Speculation over whether the US will raise interest rates for the first time since June 2006 has reached fever pitch in recent days, and will only intensify further as we head towards the conclusion of the FOMC’s September policy meeting later in the week.
Markets are of the view that the FOMC will hold off on rates, with fed funds rate futures pricing the probability of a 25bps increase at less than 30%.
While markets are firm in the belief that interest rates will be left on hold, economists are evenly split on whether or not the Fed will go.
Some believe current conditions justify a modest increase in interest rates, noting that if now is not a good time to increase interest rates, when will be. Others take a more cautious view, noting that recent financial market volatility, along with continued subdued inflationary pressures, should see rates left on hold at the conclusion of the FOMC’s September 16-17 meeting.
It’s a line-ball call, and one that will almost certainly cause extreme short term market volatility whatever way the FOMC vote. It’s a coin toss, no matter what you view on whether or not they’ll go.
Like the broader economic community, Australia’s big four banks are evenly split on whether or not the Fed will raise rates later in the week. Two believe the Fed will go, two believe they won’t.
Here’s Westpac, one of the banks calling for an increase in rates this week.
“The question that must be asked from all of this is, if the US economy is not currently placed to withstand a policy rate increase, then when will it ever be? Market volatility can occur at any time, and it is not necessarily the case that come December (or indeed March 2016) that the real economic momentum in the US economy will be as strong or stronger than it is now. Despite recent market volatility, we maintain our September call”.
And joining them in calling for higher rates is ANZ.
“Our central case remains for the Fed to start the policy normalisation process this week. Admittedly, recent financial market ructions have raised concerns about global growth prospects. Most notably there is a high degree of uncertainty about the outlook for emerging market and Chinese growth. These doubts will weigh on FOMC policymakers’ monetary policy deliberations.
In sum, there is no question the US domestic economy is solid enough to cope with a modest tweak in interest rates from zero”.
CBA take a more cautious approach, suggesting the FOMC will wait until its December meeting before lifting rates.
“We expect the FOMC to wait until the December meeting. The US economy retains good momentum though there are downside risks from the softer global economy and the strong USD. We think those downside risks will give the FOMC reason to hold off from tightening in September. But the FOMC cannot wait a lot longer. The tightening US labour market will filter through to stronger wage gains and greater inflation pressures in 2016. Analysts are split about 50:50 and the market favours no change. There is certainly potential for more market volatility depending on what the Fed says and does”.

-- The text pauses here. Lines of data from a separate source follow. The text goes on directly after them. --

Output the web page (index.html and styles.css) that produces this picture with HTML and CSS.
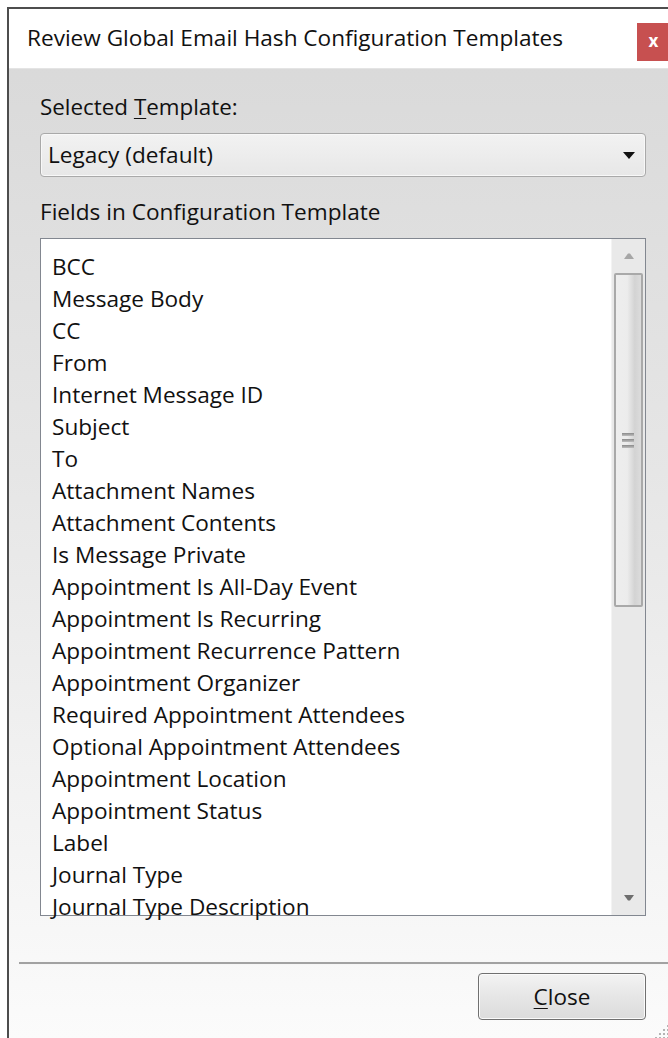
FILE: index.html
```html
<!DOCTYPE html>
<html lang="en">
<head>
<meta charset="utf-8">
<title>Review Global Email Hash Configuration Templates</title>
<link rel="stylesheet" href="styles.css">
</head>
<body>
<div class="window">
  <header class="titlebar">
    <span class="title">Review Global Email Hash Configuration Templates</span>
    <button class="close-x" type="button">x</button>
  </header>
  <main class="content">
    <label class="label">Selected <u>T</u>emplate:</label>
    <div class="combo">
      <span class="combo-value">Legacy (default)</span>
      <svg class="combo-arrow" width="12" height="8" viewBox="0 0 12 8"><path d="M0 0H12L6 7Z" fill="#111"/></svg>
    </div>
    <div class="label label-fields">Fields in Configuration Template</div>
    <div class="listbox">
      <ul class="items">
        <li>BCC</li>
        <li>Message Body</li>
        <li>CC</li>
        <li>From</li>
        <li>Internet Message ID</li>
        <li>Subject</li>
        <li>To</li>
        <li>Attachment Names</li>
        <li>Attachment Contents</li>
        <li>Is Message Private</li>
        <li>Appointment Is All-Day Event</li>
        <li>Appointment Is Recurring</li>
        <li>Appointment Recurrence Pattern</li>
        <li>Appointment Organizer</li>
        <li>Required Appointment Attendees</li>
        <li>Optional Appointment Attendees</li>
        <li>Appointment Location</li>
        <li>Appointment Status</li>
        <li>Label</li>
        <li>Journal Type</li>
        <li>Journal Type Description</li>
      </ul>
      <div class="scrollbar">
        <svg class="sb-arrow" width="12" height="8" viewBox="0 0 12 8"><path d="M1 7H11L7 1.5H5Z" fill="#a6a6a6"/></svg>
        <div class="thumb">
          <div class="grip"><i></i><i></i><i></i></div>
        </div>
        <div class="track-rest"></div>
        <svg class="sb-arrow sb-arrow-down" width="12" height="8" viewBox="0 0 12 8"><path d="M1 1H11L7 6.5H5Z" fill="#6e6e6e"/></svg>
      </div>
    </div>
  </main>
  <footer class="footer">
    <div class="separator"></div>
    <div class="buttons">
      <button class="btn" type="button"><u>C</u>lose</button>
    </div>
    <div class="resize-grip"></div>
  </footer>
</div>
</body>
</html>
```
FILE: styles.css
```css
html, body {
  margin: 0;
  padding: 0;
  background: #ffffff;
  overflow: hidden;
}

body {
  width: 668px;
  height: 1038px;
  font-family: "Open Sans", "Noto Sans", sans-serif;
  color: #111;
}

.window {
  margin: 7px 0 0 7px;
  width: 661px;
  height: 1031px;
  box-sizing: border-box;
  border-top: 2px solid #4d4d4d;
  border-left: 2px solid #4d4d4d;
  display: flex;
  flex-direction: column;
  background: linear-gradient(#d8d8d8 0%, #e6e6e6 45%, #fbfbfb 100%);
}

.titlebar {
  height: 59px;
  flex: none;
  background: #ffffff;
  border-bottom: 1px solid #e4e4e4;
  display: flex;
  align-items: flex-start;
  justify-content: space-between;
}

.title {
  margin: 14px 0 0 18px;
  font-size: 22.6px;
  line-height: 30px;
  color: #111;
  white-space: nowrap;
}

.close-x {
  margin-top: 14px;
  width: 31px;
  height: 38px;
  border: none;
  padding: 0 0 4px 2px;
  background: #c75050;
  color: #fff;
  font-family: "Open Sans", sans-serif;
  font-weight: 700;
  font-size: 17px;
  line-height: 1;
  flex: none;
}

.content {
  padding: 23px 22px 0 31px;
  display: flex;
  flex-direction: column;
}

.label {
  display: block;
  font-size: 22.4px;
  line-height: 30px;
  color: #111;
}

.label u {
  text-decoration-thickness: 1px;
  text-underline-offset: 3px;
}

.combo {
  margin-top: 11px;
  height: 44px;
  box-sizing: border-box;
  border: 1px solid #a9a9a9;
  border-radius: 4px;
  background: linear-gradient(#f2f2f2, #e7e7e7);
  box-shadow: inset 0 0 0 1px #f8f8f8;
  display: flex;
  align-items: center;
  justify-content: space-between;
  padding: 0 10px 0 7px;
}

.combo-value {
  font-size: 22.6px;
  line-height: 30px;
  color: #111;
}

.combo-arrow {
  margin-top: 1px;
}

.label-fields {
  margin-top: 20px;
  font-size: 22.6px;
}

.listbox {
  margin-top: 11px;
  height: 678px;
  box-sizing: border-box;
  border: 1px solid #828790;
  background: #ffffff;
  display: flex;
}

.items {
  flex: 1;
  list-style: none;
  margin: 0;
  padding: 12px 0 0 11px;
}

.items li {
  height: 32px;
  line-height: 32px;
  font-size: 22.6px;
  color: #111;
  white-space: nowrap;
}

.scrollbar {
  width: 33px;
  flex: none;
  background: #e9e9e9;
  border-left: 1px solid #f3f3f3;
  display: flex;
  flex-direction: column;
  align-items: center;
}

.sb-arrow {
  flex: none;
  margin: 13px 0;
}

.sb-arrow-down {
  margin: 11px 0 13px;
}

.thumb {
  width: 29px;
  height: 334px;
  box-sizing: border-box;
  border: 2px solid #a9a9a9;
  border-radius: 2px;
  background: linear-gradient(90deg, #eeeeee 0%, #ececec 45%, #d3d3d3 75%, #dcdcdc 100%);
  display: flex;
  align-items: center;
  justify-content: center;
}

.grip {
  display: flex;
  flex-direction: column;
  gap: 3px;
  margin-right: 2px;
}

.grip i {
  display: block;
  width: 12px;
  height: 3px;
  background: linear-gradient(#8a8a8a, #bdbdbd);
}

.track-rest {
  flex: 1;
}

.footer {
  flex: 1;
  display: flex;
  flex-direction: column;
  position: relative;
}

.separator {
  margin: 46px 0 0 10px;
  height: 2px;
  background: #a2a2a2;
  border-bottom: 1px solid #f6f6f6;
}

.buttons {
  display: flex;
  justify-content: flex-end;
  padding: 8px 22px 0 0;
}

.btn {
  width: 168px;
  height: 47px;
  box-sizing: border-box;
  border: 1px solid #707070;
  border-radius: 4px;
  background: linear-gradient(#f3f3f3, #e6e6e6 50%, #dcdcdc);
  box-shadow: inset 0 0 0 1px #fbfbfb;
  font-family: "Open Sans", sans-serif;
  font-size: 22.5px;
  line-height: 30px;
  color: #111;
  padding: 0;
}

.btn u {
  text-decoration-thickness: 1px;
  text-underline-offset: 3px;
}

.resize-grip {
  position: absolute;
  right: 0;
  bottom: 0;
  width: 14px;
  height: 14px;
  background-image: radial-gradient(circle, #b4b4b4 1px, transparent 1.3px);
  background-size: 4px 4px;
  clip-path: polygon(100% 0, 100% 100%, 0 100%);
}
```
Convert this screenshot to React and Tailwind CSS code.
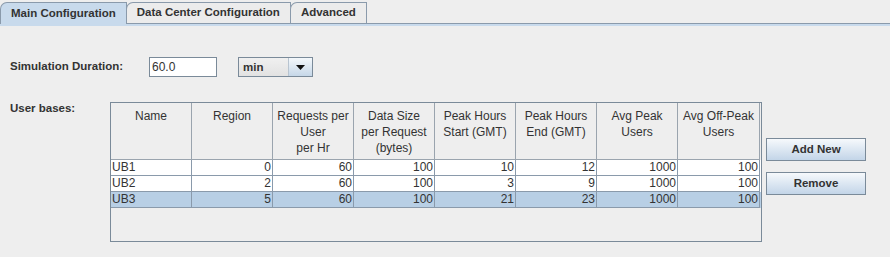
import React from "react";

const columns = [
  ["Name"],
  ["Region"],
  ["Requests per", "User", "per Hr"],
  ["Data Size", "per Request", "(bytes)"],
  ["Peak Hours", "Start (GMT)"],
  ["Peak Hours", "End (GMT)"],
  ["Avg Peak", "Users"],
  ["Avg Off-Peak", "Users"],
];

const rows = [
  ["UB1", 0, 60, 100, 10, 12, 1000, 100],
  ["UB2", 2, 60, 100, 3, 9, 1000, 100],
  ["UB3", 5, 60, 100, 21, 23, 1000, 100],
];

const gridCols = "grid grid-cols-[81px_81px_81px_81px_81px_81px_81px_82px]";

function Tab({ label, selected }) {
  return (
    <div
      className={
        "h-[21px] px-[10px] flex items-center font-bold text-[11.5px] border border-b-0 border-[#8a9aab] rounded-tl-[7px] -ml-px first:ml-0 " +
        (selected ? "bg-[#c8daec] relative z-10 h-[22px] -mb-px" : "bg-[#ececec]")
      }
    >
      {label}
    </div>
  );
}

function Button({ children }) {
  return (
    <button className="w-[100px] h-[23px] border border-[#7a8a99] bg-gradient-to-b from-[#f6f9fc] to-[#c3d5e8] font-bold text-[11.5px] text-[#333333]">
      {children}
    </button>
  );
}

export default function App() {
  return (
    <div className="w-[890px] h-[257px] bg-[#eeeeee] text-[12px] text-[#333333] font-['Liberation_Sans',Arial,sans-serif] overflow-hidden">
      {/* Tabs */}
      <div className="flex items-end h-[24px] pt-[2px] border-b border-[#8a9aab]">
        <Tab label="Main Configuration" selected />
        <Tab label="Data Center Configuration" />
        <Tab label="Advanced" />
      </div>
      <div className="h-[2px] bg-[#c8daec]" />

      <div className="pl-[10px] pt-[31px]">
        {/* Simulation duration */}
        <div className="flex items-center h-[20px]">
          <span className="w-[139px] font-bold text-[11.5px]">Simulation Duration:</span>
          <div className="w-[68px] h-[20px] bg-white border border-[#7a8a99] flex items-center pl-[2px]">
            60.0
          </div>
          <div className="ml-[21px] w-[75px] h-[20px] border border-[#7a8a99] flex bg-gradient-to-b from-[#f0f0f0] to-[#e2e2e2]">
            <span className="flex-1 font-bold text-[11.5px] pl-[4px] leading-[18px]">min</span>
            <div className="w-[24px] h-full border-l border-[#b8c4d0] bg-gradient-to-b from-[#f4f8fb] to-[#c6d7e8] flex items-center justify-center">
              <svg width="9" height="5" viewBox="0 0 9 5">
                <path d="M0 0 H9 L4.5 5 Z" fill="#111" />
              </svg>
            </div>
          </div>
        </div>

        {/* User bases */}
        <div className="flex mt-[25px]">
          <span className="w-[100px] font-bold text-[11.5px] leading-[14px] -mt-[1px]">User bases:</span>
          <div className="w-[652px] h-[140px] border border-[#7a8a99] bg-[#eeeeee]">
            <div className={gridCols + " h-[57px]"}>
              {columns.map((lines, i) => (
                <div
                  key={i}
                  className="border-r border-b border-[#9aa4ae] bg-[#eeeeee] text-center pt-[5px] leading-[16px]"
                >
                  {lines.map((l, j) => (
                    <div key={j}>{l}</div>
                  ))}
                </div>
              ))}
            </div>
            {rows.map((row, r) => (
              <div
                key={r}
                className={gridCols + " h-[16px] " + (r === 2 ? "bg-[#b8cfe5]" : "bg-white")}
              >
                {row.map((v, c) => (
                  <div
                    key={c}
                    className={
                      "border-r border-b border-[#8a9aab] leading-[15px] " +
                      (c === 0 ? "text-left pl-[1px]" : "text-right pr-[1px]")
                    }
                  >
                    {v}
                  </div>
                ))}
              </div>
            ))}
          </div>
          <div className="flex flex-col gap-[11px] ml-[4px] pt-[36px]">
            <Button>Add New</Button>
            <Button>Remove</Button>
          </div>
        </div>
      </div>
    </div>
  );
}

Like CBA, the NAB are also believe the FOMC will look to its December meeting to begin its tightening cycle.
“We have been reasonably confident the Fed’s labour market conditionality had been met but had been puzzled by why the Fed would set inflation conditionality as it did. The idea the Committee could be ‘reasonably confident’ that inflation would return to target over the medium-term seemed futile given current downward pressures. The take-away from Jackson Hole however, that the Fed was ready to go absent the market turbulence, suggests meeting the Committee’s inflation conditionality merely meant having confidence in its medium term (higher) forecasts rather than actually observing a turn higher in prices.
So we enter this key event thinking a December hike is more likely than September, but still can’t rule out a move this week”.
So there we have it: two for and two against, with none of the big four overly confident that their call will end up being correct. It’s a coin toss, and will ensure a period of short term extreme market volatility given the heightened levels of uncertainty.
It all kicks off at 4am AEST Friday morning. Then, and only then, will the uncertainty desist.